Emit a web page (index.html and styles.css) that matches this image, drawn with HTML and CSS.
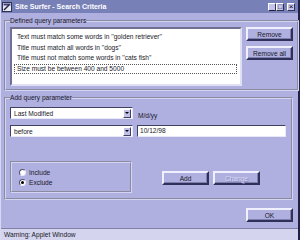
FILE: index.html
```html
<!DOCTYPE html>
<html lang="en">
  <head>
    <meta charset="UTF-8" />
    <title>Site Surfer - Search Criteria</title>
    <link rel="stylesheet" href="styles.css">
  </head>
  <body>
    <div class="window">
      <div class="titlebar">
        <svg class="app-icon" width="10" height="10" viewBox="0 0 10 10">
          <rect x="0.5" y="0.5" width="9" height="9" fill="#e8e8f0" stroke="#303050" />
          <rect x="1.5" y="1.5" width="7" height="2" fill="#404080" />
          <path d="M2 8 L7 3" stroke="#202040" stroke-width="1.4" />
        </svg>
        <span class="title">Site Surfer - Search Criteria</span>
        <div class="win-buttons">
          <span class="win-btn">_</span><span class="win-btn">&#9633;</span>
          <span class="win-btn close">&times;</span>
        </div>
      </div>

      <div class="main">
        <fieldset class="group defined">
          <legend>Defined query parameters</legend>
          <div class="list">
            <div class="item">Text must match some words in ''golden retriever''</div>
            <div class="item">Title must match all words in ''dogs''</div>
            <div class="item">Title must not match some words in ''cats fish''</div>
            <div class="item selected">Size must be between 400 and 5000</div>
          </div>
          <div class="side-buttons">
            <button type="button">Remove</button>
            <button type="button">Remove all</button>
          </div>
        </fieldset>

        <fieldset class="group add">
          <legend>Add query parameter</legend>
          <div class="row">
            <div class="combo"><span>Last Modified</span><i class="arrow"></i></div>
            <span class="hint">M/d/yy</span>
          </div>
          <div class="row">
            <div class="combo"><span>before</span><i class="arrow"></i></div>
            <div class="field">10/12/98</div>
          </div>
          <div class="row bottom">
            <div class="radios">
              <label><i class="radio"></i>Include</label>
              <label><i class="radio checked"></i>Exclude</label>
            </div>
            <div class="actions">
              <button type="button">Add</button>
              <button type="button" class="disabled">Change</button>
            </div>
          </div>
        </fieldset>

        <div class="footer">
          <button type="button" class="ok">OK</button>
        </div>
      </div>

      <div class="status">Warning: Applet Window</div>
    </div>
  </body>
</html>
```

FILE: styles.css
```css
body {
  margin: 0;
  font-family: "Liberation Sans", Arial, sans-serif;
  font-size: 6.6px;
  color: #181828;
}
.window {
  width: 300px;
  height: 240px;
  box-sizing: border-box;
  display: flex;
  flex-direction: column;
  background: #b0b0e0;
  border-right: 2px solid #202048;
  border-left: 1px solid #d8d8f4;
}
.titlebar {
  height: 13px;
  display: flex;
  align-items: center;
  background: #7880b8;
  padding: 0 3px 0 1px;
}
.app-icon {
  margin-right: 3px;
}
.title {
  color: #fff;
  font-weight: bold;
  font-size: 7px;
  flex: 1;
}
.win-buttons {
  display: flex;
}
.win-btn {
  width: 8px;
  height: 8px;
  box-sizing: border-box;
  background: #c4c4ec;
  border: 1px solid;
  border-color: #fff #303050 #303050 #fff;
  font-size: 7px;
  line-height: 5px;
  text-align: center;
  color: #000;
}
.win-btn.close {
  margin-left: 3px;
  font-size: 8px;
}
.main {
  flex: 1;
  padding: 4px 5px 0 3px;
  display: flex;
  flex-direction: column;
}
.group {
  margin: 0;
  border: 2px groove #d4d4f4;
  padding: 2px 4px 3px 4px;
}
.group legend {
  padding: 0;
  line-height: 8px;
}
.defined {
  display: flex;
  gap: 4px;
}
.list {
  width: 223px;
  height: 52px;
  background: #fff;
  border: 2px solid;
  border-color: #707090 #e0e0f4 #e0e0f4 #707090;
  padding: 3px 3px 0 2px;
  line-height: 10.6px;
}
.item {
  padding-left: 2px;
  height: 10.6px;
  box-sizing: border-box;
  border: 1px solid transparent;
  line-height: 8.6px;
}
.item.selected {
  border: 1px dotted #555;
}
.side-buttons {
  display: flex;
  flex-direction: column;
  gap: 5px;
}
button {
  font-family: inherit;
  font-size: 6.6px;
  width: 47px;
  height: 14px;
  padding: 0;
  background: #b0b0e0;
  color: #181828;
  border: 2px solid;
  border-color: #f0f0ff #303058 #303058 #f0f0ff;
  box-shadow: inset -1px -1px 0 #8080b0;
}
button.disabled {
  color: #d8d8f4;
  text-shadow: 1px 1px 0 #8888b8;
}
.add {
  margin-top: 3px;
  height: 106px;
  padding-top: 5px;
  box-sizing: border-box;
}
.row {
  display: flex;
  align-items: center;
  gap: 4px;
  margin-bottom: 6px;
}
.combo {
  width: 123px;
  height: 12px;
  box-sizing: border-box;
  background: #fff;
  border: 1px solid;
  border-color: #404060 #e8e8f8 #e8e8f8 #404060;
  display: flex;
  align-items: center;
  padding-left: 3px;
}
.combo span {
  flex: 1;
}
.arrow {
  width: 8px;
  height: 9px;
  box-sizing: border-box;
  margin-right: 1px;
  background: #c0c0e8;
  border: 1px solid;
  border-color: #fff #404060 #404060 #fff;
  position: relative;
}
.arrow::after {
  content: "";
  position: absolute;
  left: 1px;
  top: 2px;
  border-left: 2px solid transparent;
  border-right: 2px solid transparent;
  border-top: 2px solid #000;
}
.hint {
  padding-left: 1px;
  position: relative;
  top: 2px;
}
.field {
  flex: 1;
  height: 12px;
  box-sizing: border-box;
  margin-right: 1px;
  background: #fff;
  border: 1px solid;
  border-color: #404060 #e8e8f8 #e8e8f8 #404060;
  padding-left: 2px;
  line-height: 10px;
}
.row.bottom {
  margin-top: 24px;
  margin-bottom: 0;
  gap: 30px;
}
.radios {
  width: 122px;
  height: 32px;
  box-sizing: border-box;
  border: 2px groove #d4d4f4;
  display: flex;
  flex-direction: column;
  justify-content: center;
  gap: 3px;
  padding-left: 7px;
}
.radios label {
  display: flex;
  align-items: center;
  gap: 3px;
}
.radio {
  width: 7px;
  height: 7px;
  box-sizing: border-box;
  border-radius: 50%;
  background: #fff;
  border: 1px solid;
  border-color: #505070 #e8e8f8 #e8e8f8 #505070;
  position: relative;
}
.radio.checked::after {
  content: "";
  position: absolute;
  left: 1px;
  top: 1px;
  width: 3px;
  height: 3px;
  border-radius: 50%;
  background: #000;
}
.actions {
  display: flex;
  gap: 4px;
  padding-top: 2px;
}
.footer {
  display: flex;
  justify-content: flex-end;
  padding-top: 8px;
}
.status {
  height: 12px;
  box-sizing: border-box;
  background: #d4d4ee;
  border-top: 1px solid #8080a8;
  padding-left: 3px;
  line-height: 11px;
}
```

### Goal of the exercise
Write the full listing out again with every line unchanged, but include no pictures.

### Solution for this exercise
Emit a web page (index.html and styles.css) that matches this image, drawn with HTML and CSS.
FILE: index.html
```html
<!DOCTYPE html>
<html lang="en">
  <head>
    <meta charset="UTF-8" />
    <title>Site Surfer - Search Criteria</title>
    <link rel="stylesheet" href="styles.css">
  </head>
  <body>
    <div class="window">
      <div class="titlebar">
        <svg class="app-icon" width="10" height="10" viewBox="0 0 10 10">
          <rect x="0.5" y="0.5" width="9" height="9" fill="#e8e8f0" stroke="#303050" />
          <rect x="1.5" y="1.5" width="7" height="2" fill="#404080" />
          <path d="M2 8 L7 3" stroke="#202040" stroke-width="1.4" />
        </svg>
        <span class="title">Site Surfer - Search Criteria</span>
        <div class="win-buttons">
          <span class="win-btn">_</span><span class="win-btn">&#9633;</span>
          <span class="win-btn close">&times;</span>
        </div>
      </div>

      <div class="main">
        <fieldset class="group defined">
          <legend>Defined query parameters</legend>
          <div class="list">
            <div class="item">Text must match some words in ''golden retriever''</div>
            <div class="item">Title must match all words in ''dogs''</div>
            <div class="item">Title must not match some words in ''cats fish''</div>
            <div class="item selected">Size must be between 400 and 5000</div>
          </div>
          <div class="side-buttons">
            <button type="button">Remove</button>
            <button type="button">Remove all</button>
          </div>
        </fieldset>

        <fieldset class="group add">
          <legend>Add query parameter</legend>
          <div class="row">
            <div class="combo"><span>Last Modified</span><i class="arrow"></i></div>
            <span class="hint">M/d/yy</span>
          </div>
          <div class="row">
            <div class="combo"><span>before</span><i class="arrow"></i></div>
            <div class="field">10/12/98</div>
          </div>
          <div class="row bottom">
            <div class="radios">
              <label><i class="radio"></i>Include</label>
              <label><i class="radio checked"></i>Exclude</label>
            </div>
            <div class="actions">
              <button type="button">Add</button>
              <button type="button" class="disabled">Change</button>
            </div>
          </div>
        </fieldset>

        <div class="footer">
          <button type="button" class="ok">OK</button>
        </div>
      </div>

      <div class="status">Warning: Applet Window</div>
    </div>
  </body>
</html>
```

FILE: styles.css
```css
body {
  margin: 0;
  font-family: "Liberation Sans", Arial, sans-serif;
  font-size: 6.6px;
  color: #181828;
}
.window {
  width: 300px;
  height: 240px;
  box-sizing: border-box;
  display: flex;
  flex-direction: column;
  background: #b0b0e0;
  border-right: 2px solid #202048;
  border-left: 1px solid #d8d8f4;
}
.titlebar {
  height: 13px;
  display: flex;
  align-items: center;
  background: #7880b8;
  padding: 0 3px 0 1px;
}
.app-icon {
  margin-right: 3px;
}
.title {
  color: #fff;
  font-weight: bold;
  font-size: 7px;
  flex: 1;
}
.win-buttons {
  display: flex;
}
.win-btn {
  width: 8px;
  height: 8px;
  box-sizing: border-box;
  background: #c4c4ec;
  border: 1px solid;
  border-color: #fff #303050 #303050 #fff;
  font-size: 7px;
  line-height: 5px;
  text-align: center;
  color: #000;
}
.win-btn.close {
  margin-left: 3px;
  font-size: 8px;
}
.main {
  flex: 1;
  padding: 4px 5px 0 3px;
  display: flex;
  flex-direction: column;
}
.group {
  margin: 0;
  border: 2px groove #d4d4f4;
  padding: 2px 4px 3px 4px;
}
.group legend {
  padding: 0;
  line-height: 8px;
}
.defined {
  display: flex;
  gap: 4px;
}
.list {
  width: 223px;
  height: 52px;
  background: #fff;
  border: 2px solid;
  border-color: #707090 #e0e0f4 #e0e0f4 #707090;
  padding: 3px 3px 0 2px;
  line-height: 10.6px;
}
.item {
  padding-left: 2px;
  height: 10.6px;
  box-sizing: border-box;
  border: 1px solid transparent;
  line-height: 8.6px;
}
.item.selected {
  border: 1px dotted #555;
}
.side-buttons {
  display: flex;
  flex-direction: column;
  gap: 5px;
}
button {
  font-family: inherit;
  font-size: 6.6px;
  width: 47px;
  height: 14px;
  padding: 0;
  background: #b0b0e0;
  color: #181828;
  border: 2px solid;
  border-color: #f0f0ff #303058 #303058 #f0f0ff;
  box-shadow: inset -1px -1px 0 #8080b0;
}
button.disabled {
  color: #d8d8f4;
  text-shadow: 1px 1px 0 #8888b8;
}
.add {
  margin-top: 3px;
  height: 106px;
  padding-top: 5px;
  box-sizing: border-box;
}
.row {
  display: flex;
  align-items: center;
  gap: 4px;
  margin-bottom: 6px;
}
.combo {
  width: 123px;
  height: 12px;
  box-sizing: border-box;
  background: #fff;
  border: 1px solid;
  border-color: #404060 #e8e8f8 #e8e8f8 #404060;
  display: flex;
  align-items: center;
  padding-left: 3px;
}
.combo span {
  flex: 1;
}
.arrow {
  width: 8px;
  height: 9px;
  box-sizing: border-box;
  margin-right: 1px;
  background: #c0c0e8;
  border: 1px solid;
  border-color: #fff #404060 #404060 #fff;
  position: relative;
}
.arrow::after {
  content: "";
  position: absolute;
  left: 1px;
  top: 2px;
  border-left: 2px solid transparent;
  border-right: 2px solid transparent;
  border-top: 2px solid #000;
}
.hint {
  padding-left: 1px;
  position: relative;
  top: 2px;
}
.field {
  flex: 1;
  height: 12px;
  box-sizing: border-box;
  margin-right: 1px;
  background: #fff;
  border: 1px solid;
  border-color: #404060 #e8e8f8 #e8e8f8 #404060;
  padding-left: 2px;
  line-height: 10px;
}
.row.bottom {
  margin-top: 24px;
  margin-bottom: 0;
  gap: 30px;
}
.radios {
  width: 122px;
  height: 32px;
  box-sizing: border-box;
  border: 2px groove #d4d4f4;
  display: flex;
  flex-direction: column;
  justify-content: center;
  gap: 3px;
  padding-left: 7px;
}
.radios label {
  display: flex;
  align-items: center;
  gap: 3px;
}
.radio {
  width: 7px;
  height: 7px;
  box-sizing: border-box;
  border-radius: 50%;
  background: #fff;
  border: 1px solid;
  border-color: #505070 #e8e8f8 #e8e8f8 #505070;
  position: relative;
}
.radio.checked::after {
  content: "";
  position: absolute;
  left: 1px;
  top: 1px;
  width: 3px;
  height: 3px;
  border-radius: 50%;
  background: #000;
}
.actions {
  display: flex;
  gap: 4px;
  padding-top: 2px;
}
.footer {
  display: flex;
  justify-content: flex-end;
  padding-top: 8px;
}
.status {
  height: 12px;
  box-sizing: border-box;
  background: #d4d4ee;
  border-top: 1px solid #8080a8;
  padding-left: 3px;
  line-height: 11px;
}
```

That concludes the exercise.